11. The method of claim 1, wherein determining the aggregated risk feature values for the geographic locations comprises:
identifying a subset of the second security observations associated with a geographic location of the geographic locations; and
determining at least one of the aggregated risk feature values corresponding to the geographic location by normalizing the subset of the second security observations based on the geographic location.
12. The method of claim 1, wherein at least one of the aggregated risk feature values comprises a continuous numerical value.
13. The method of claim 1, wherein training the cybersecurity risk assessment model comprises applying a machine learning technique to (i) the breach indicator values, (ii) the aggregated risk feature values, and (iii) the firmographic parameter values.
14. The method of claim 13, wherein the machine learning technique comprises at least one of (i) a deep neural network binary classification technique and (ii) a gradient boosted decision tree algorithm.
15. The method of claim 1, wherein training the cybersecurity risk assessment model comprises applying a statistical technique to (i) the breach indicator values, (ii) the aggregated risk feature values, and (iii) the firmographic parameter values.
16. The method of claim 15, wherein the statistical technique comprises at least one of (i) a classical logistic regression technique, (ii) a hierarchical mixed-effect logistic regression technique, and (iii) a Bayesian statistical hierarchical technique.
17. The method of claim 1, further comprising:
generating, by the cybersecurity risk assessment model, the predictive risk assessment for the first entity of the entities based on the subset of the firmographic parameter values associated with the first entity, wherein the predictive risk assessment is indicative of a future security incident being associated with the first entity during a future time period.
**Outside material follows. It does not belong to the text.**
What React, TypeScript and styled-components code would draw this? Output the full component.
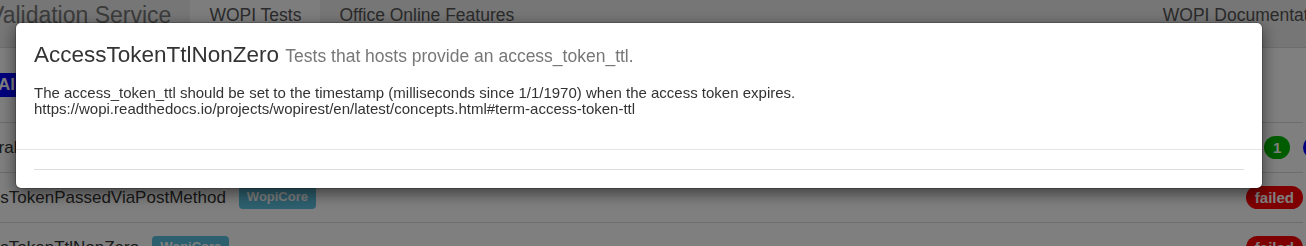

18. The method of claim 17, wherein the cybersecurity risk assessment model is configured to generate a probability of the future security incident being associated with the first entity during the future time period, wherein the predictive risk assessment comprises the probability.
19. The method of claim 17, wherein the cybersecurity risk assessment model is configured to generate a categorical assessment of the future security incident being associated with the first entity during the future time period, wherein the predictive risk assessment comprises the categorical assessment.
20. The method of claim 17, wherein a duration of the time period is equivalent to a duration of the future time period.
21. A system for training a model to predict a cybersecurity risk based on entity firmographics, the system comprising:
one or more computing systems programmed to perform operations comprising:
generating, based on a first security incident dataset comprising a plurality of first security incidents, a breach dataset comprising a plurality of breach indicator values for a plurality of entities, wherein each respective breach indicator value is (i) mapped to a respective entity of the entities and (ii) an evaluation of at least one of the first security incidents being associated with the respective entity during a time period;
joining, based on the entities, the breach indicator values of the breach dataset to a plurality of firmographic parameter values corresponding to the entities;
obtaining a second security observation dataset comprising a plurality of second security observations associated with a plurality of geographic locations;
determining, based on the second security observation dataset, a plurality of aggregated risk feature values for the geographic locations, wherein each geographic location is associated with at least one of the aggregated risk feature values;
joining, based on the geographic locations, the aggregated risk feature values to the breach indicator values and the firmographic parameter values to form a training dataset comprising each of (i) the breach indicator values, (ii) the aggregated risk feature values, and (iii) the firmographic parameter values; and
training, using the training dataset, a cybersecurity risk assessment model configured to generate a predictive risk assessment for a first entity of the entities based on a subset of the firmographic parameter values associated with the first entity.